Un bel hommage à la grand-mère de Sophie Zénon.
« L’humus, cette couche de terre supérieure, est signe de décomposition mais aussi de ferment vital, a expliqué l’artiste lors de la présentation de son exposition. L’humus illustre aussi le passage du temps, le cycle de la vie et de la mort ; la perte, l’absence. » Outre ses œuvres « dures ou plus légères », Sophie Zénon a choisi des tableaux italiens et flamands, des sculptures, des pots de plantes médicinales, des vidéos, etc. dans les collections de plusieurs musées toulousains ; œuvres diverses répondant à sa propre obsession « pour le comportement face à la mort », qu’elle a étudiée comme ethnologue « auprès de chamanes mongols et sibériens ».

Une photo? Si l’on veut car ce crâne en porcelaine a été réalisé avec Aurélie Lanoiselée à partir d’un IRM de Sophie Zénon. Un peu tiré par les cheveux, non?
Au fil de la visite, l’univers hétéroclite de Sophie Zénon pourra effectivement provoquer « la beauté et l’effroi » ou simplement donner l’impression d’un curieux bric-à-brac. Il devrait aussi agacer les amateurs de photographie qui ont connu tant d’émotions du Château d’Eau depuis 1974. Peu de lieux publics sont dédiés en France à cet art longtemps méprisé par les institutions et l’intelligentsia. Jean Dieuzaide avait dû se battre bec et ongles pour qu’enfin ses amis et confrères – de Willy Ronis à Jeanloup Sieff, de Sarah Moon à Mario Giacomelli – trouvent un lieu d’exposition digne de ce nom. Voir aujourd’hui le Château d’Eau phagocyté par un mélange des genres qui doit si peu à ce que son fondateur défendait corps et âmes a de quoi provoquer l’agacement. Une telle exposition, qui trouvera certainement de nombreux défenseurs, aurait parfaitement eu sa place au musée des Abattoirs ou dans des Augustins eux aussi fraîchement rénovés. Quand, pour créer l’événement, nous aurions préféré admirer quelque géant de la photographie, passé ou présent…

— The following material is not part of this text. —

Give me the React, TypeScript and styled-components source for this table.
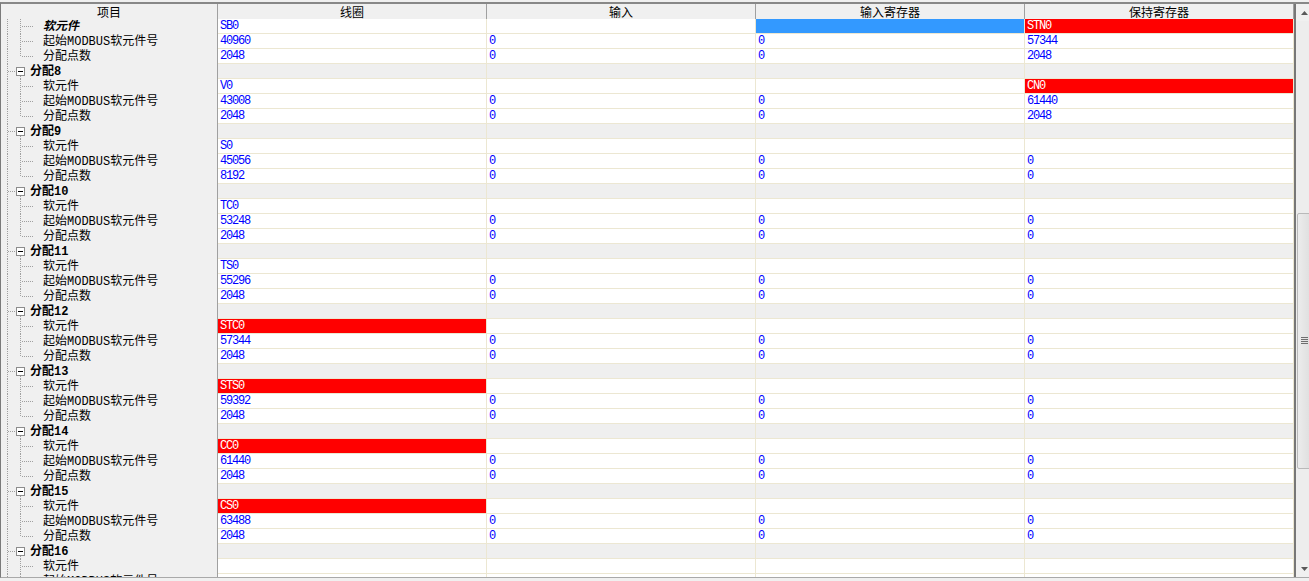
import React from "react";
import styled, { createGlobalStyle, css } from "styled-components";

const GlobalStyle = createGlobalStyle`
  html, body { margin: 0; padding: 0; background: #f0f0f0; }
  body { font-family: "Noto Sans CJK SC", sans-serif; }
  * { box-sizing: border-box; }
`;

const COLS = "217px 269px 269px 269px 269px";

const Root = styled.div`
  width: 1309px;
  height: 581px;
  overflow: hidden;
  background: #f0f0f0;
  padding-top: 2px;
`;

const Frame = styled.div`
  display: flex;
  width: 1313px;
  height: 576px;
  border-top: 2px solid #888888;
  border-bottom: 1px solid #a9a9a9;
  border-left: 1px solid #7a7a7a;
`;

const Grid = styled.div`
  flex: 0 0 1295px;
  display: flex;
  flex-direction: column;
  overflow: hidden;
  border-right: 2px solid #777777;
`;

const HeaderRow = styled.div`
  display: grid;
  grid-template-columns: ${COLS};
  flex: 0 0 15px;
  background: #f0f0f0;
`;

const HeaderCell = styled.div`
  border-right: 1px solid #a0a0a0;
  text-align: center;
  font-family: "Noto Sans CJK SC", sans-serif;
  font-size: 12px;
  line-height: 15px;
  color: #000;
  white-space: nowrap;
  overflow: hidden;
`;

const Row = styled.div`
  display: grid;
  grid-template-columns: ${COLS};
  flex: 0 0 15px;
  height: 15px;
`;

const TreeCell = styled.div`
  display: flex;
  align-items: center;
  background: #f0f0f0;
  border-right: 1px solid #a0a0a0;
  height: 15px;
  overflow: hidden;
  white-space: nowrap;
`;

const Label = styled.span<{ $group?: boolean; $focus?: boolean }>`
  font-family: "Liberation Mono", "Noto Sans CJK SC", monospace;
  font-size: 12px;
  line-height: 15px;
  padding-top: 1px;
  color: #000;
  ${(p) =>
    p.$group &&
    css`
      font-weight: bold;
      margin-left: 1px;
    `}
  ${(p) =>
    p.$focus &&
    css`
      font-weight: bold;
      font-style: italic;
    `}
`;

type Kind = "plain" | "group" | "red" | "sel";

const DataCell = styled.div<{ $kind: Kind }>`
  height: 15px;
  border-right: 1px solid #ece7d2;
  border-bottom: 1px solid #ece7d2;
  padding-left: 2px;
  font-family: "Liberation Mono", monospace;
  font-size: 12px;
  letter-spacing: -1.2px;
  line-height: 15px;
  white-space: nowrap;
  overflow: hidden;
  color: #0000ff;
  background: #ffffff;
  ${(p) =>
    p.$kind === "group" &&
    css`
      background: #efefef;
    `}
  ${(p) =>
    p.$kind === "red" &&
    css`
      background: #ff0000;
      color: #ffffff;
    `}
  ${(p) =>
    p.$kind === "sel" &&
    css`
      background: #3399ff;
      color: #ffffff;
    `}
`;

const VScroll = styled.div`
  flex: 0 0 17px;
  display: flex;
  flex-direction: column;
  background: #f0f0f0;
`;

const ScrollButton = styled.div`
  flex: 0 0 17px;
  display: flex;
  align-items: center;
  justify-content: center;
`;

const Track = styled.div`
  flex: 1;
  display: flex;
  flex-direction: column;
  background: #ededed;
`;

const Thumb = styled.div`
  margin: 192px 0 0 1px;
  width: 15px;
  height: 256px;
  border: 1px solid #b9b9b9;
  border-radius: 2px;
  background: linear-gradient(to right, #ececec, #dedede);
  display: flex;
  align-items: center;
  justify-content: center;
`;

type TreeKind = "leaf" | "last" | "group";

const DOT = "#a0a0a0";

function Connector({ kind }: { kind: TreeKind }) {
  const w = kind === "group" ? 28 : 42;
  return (
    <svg width={w} height={15} style={{ flex: "none", display: "block" }} shapeRendering="crispEdges">
      <line x1={6.5} y1={0} x2={6.5} y2={15} stroke={DOT} strokeDasharray="1 1" />
      {kind === "group" ? (
        <>
          <line x1={7} y1={7.5} x2={15} y2={7.5} stroke={DOT} strokeDasharray="1 1" />
          <rect x={15.5} y={3.5} width={8} height={8} fill="#ffffff" stroke="#8c8c8c" />
          <line x1={17} y1={7.5} x2={22} y2={7.5} stroke="#000000" />
          <line x1={19.5} y1={12} x2={19.5} y2={15} stroke={DOT} strokeDasharray="1 1" />
        </>
      ) : (
        <>
          <line x1={19.5} y1={0} x2={19.5} y2={kind === "last" ? 8 : 15} stroke={DOT} strokeDasharray="1 1" />
          <line x1={21} y1={7.5} x2={33} y2={7.5} stroke={DOT} strokeDasharray="1 1" />
        </>
      )}
    </svg>
  );
}

type CellDef = { t?: string; k?: Kind };

type RowDef =
  | { type: "group"; label: string }
  | { type: "leaf"; label: string; last?: boolean; focus?: boolean; cells: CellDef[] };

const c = (t: string): CellDef => ({ t });
const red = (t: string): CellDef => ({ t, k: "red" });
const empty: CellDef = {};

function group(
  n: number,
  dev: CellDef[],
  start: string[],
  count: string[],
  withHeader = true,
  focus = false
): RowDef[] {
  const rows: RowDef[] = [];
  if (withHeader) rows.push({ type: "group", label: `分配${n}` });
  rows.push({ type: "leaf", label: "软元件", focus, cells: dev });
  rows.push({ type: "leaf", label: "起始MODBUS软元件号", cells: start.map(c) });
  rows.push({ type: "leaf", label: "分配点数", last: true, cells: count.map(c) });
  return rows;
}

const rows: RowDef[] = [
  ...group(7, [c("SB0"), empty, { k: "sel" }, red("STN0")], ["40960", "0", "0", "57344"], ["2048", "0", "0", "2048"], false, true),
  ...group(8, [c("V0"), empty, empty, red("CN0")], ["43008", "0", "0", "61440"], ["2048", "0", "0", "2048"]),
  ...group(9, [c("S0"), empty, empty, empty], ["45056", "0", "0", "0"], ["8192", "0", "0", "0"]),
  ...group(10, [c("TC0"), empty, empty, empty], ["53248", "0", "0", "0"], ["2048", "0", "0", "0"]),
  ...group(11, [c("TS0"), empty, empty, empty], ["55296", "0", "0", "0"], ["2048", "0", "0", "0"]),
  ...group(12, [red("STC0"), empty, empty, empty], ["57344", "0", "0", "0"], ["2048", "0", "0", "0"]),
  ...group(13, [red("STS0"), empty, empty, empty], ["59392", "0", "0", "0"], ["2048", "0", "0", "0"]),
  ...group(14, [red("CC0"), empty, empty, empty], ["61440", "0", "0", "0"], ["2048", "0", "0", "0"]),
  ...group(15, [red("CS0"), empty, empty, empty], ["63488", "0", "0", "0"], ["2048", "0", "0", "0"]),
  { type: "group", label: "分配16" },
  { type: "leaf", label: "软元件", cells: [empty, empty, empty, empty] },
  { type: "leaf", label: "起始MODBUS软元件号", cells: [empty, empty, empty, empty] },
];

const headers = ["项目", "线圈", "输入", "输入寄存器", "保持寄存器"];

function Arrow({ up }: { up: boolean }) {
  return (
    <svg width={7} height={4} style={{ display: "block" }}>
      <polygon points={up ? "3.5,0 7,4 0,4" : "0,0 7,0 3.5,4"} fill="#5a5a5a" />
    </svg>
  );
}

function Grip() {
  return (
    <svg width={7} height={8} style={{ display: "block" }} shapeRendering="crispEdges">
      {[0.5, 2.5, 4.5, 6.5].map((y) => (
        <line key={y} x1={0} y1={y} x2={7} y2={y} stroke="#6e6e6e" />
      ))}
    </svg>
  );
}

export default function App() {
  return (
    <>
      <GlobalStyle />
      <Root>
        <Frame>
          <Grid>
            <HeaderRow>
              {headers.map((h) => (
                <HeaderCell key={h}>{h}</HeaderCell>
              ))}
            </HeaderRow>
            {rows.map((r, i) =>
              r.type === "group" ? (
                <Row key={i}>
                  <TreeCell>
                    <Connector kind="group" />
                    <Label $group>{r.label}</Label>
                  </TreeCell>
                  {[0, 1, 2, 3].map((j) => (
                    <DataCell key={j} $kind="group" />
                  ))}
                </Row>
              ) : (
                <Row key={i}>
                  <TreeCell>
                    <Connector kind={r.last ? "last" : "leaf"} />
                    <Label $focus={r.focus}>{r.label}</Label>
                  </TreeCell>
                  {r.cells.map((cell, j) => (
                    <DataCell key={j} $kind={cell.k ?? "plain"}>
                      {cell.t}
                    </DataCell>
                  ))}
                </Row>
              )
            )}
          </Grid>
          <VScroll>
            <ScrollButton>
              <Arrow up />
            </ScrollButton>
            <Track>
              <Thumb>
                <Grip />
              </Thumb>
            </Track>
            <ScrollButton>
              <Arrow up={false} />
            </ScrollButton>
          </VScroll>
        </Frame>
      </Root>
    </>
  );
}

Quelques jours après le Château d’Eau, le Pavillon Populaire, à Montpellier, renaissait à l’issue de 8 mois de travaux. En vedette : Raymond Depardon (1) pour une rétrospective faisant la part belle à la couleur. Un photographe, un vrai, à la fois exigeant et accessible. Pour un lieu rénové qui ne dévie pas de sa mission initiale, plus précieuse que jamais.
Exposition « L’humus du monde », de Sophie Zénon, jusqu’au 8 mars 2026 au Château d’Eau (1, place Laganne), Toulouse.
(1) Raymond Depardon a été exposé fin 2023 au Château d’Eau, en duo avec David Burnett, pour leurs reportages dans le Chili d’Allende et Pinochet. Il n’a bénéficié à ce jour d’aucune rétrospective à Toulouse.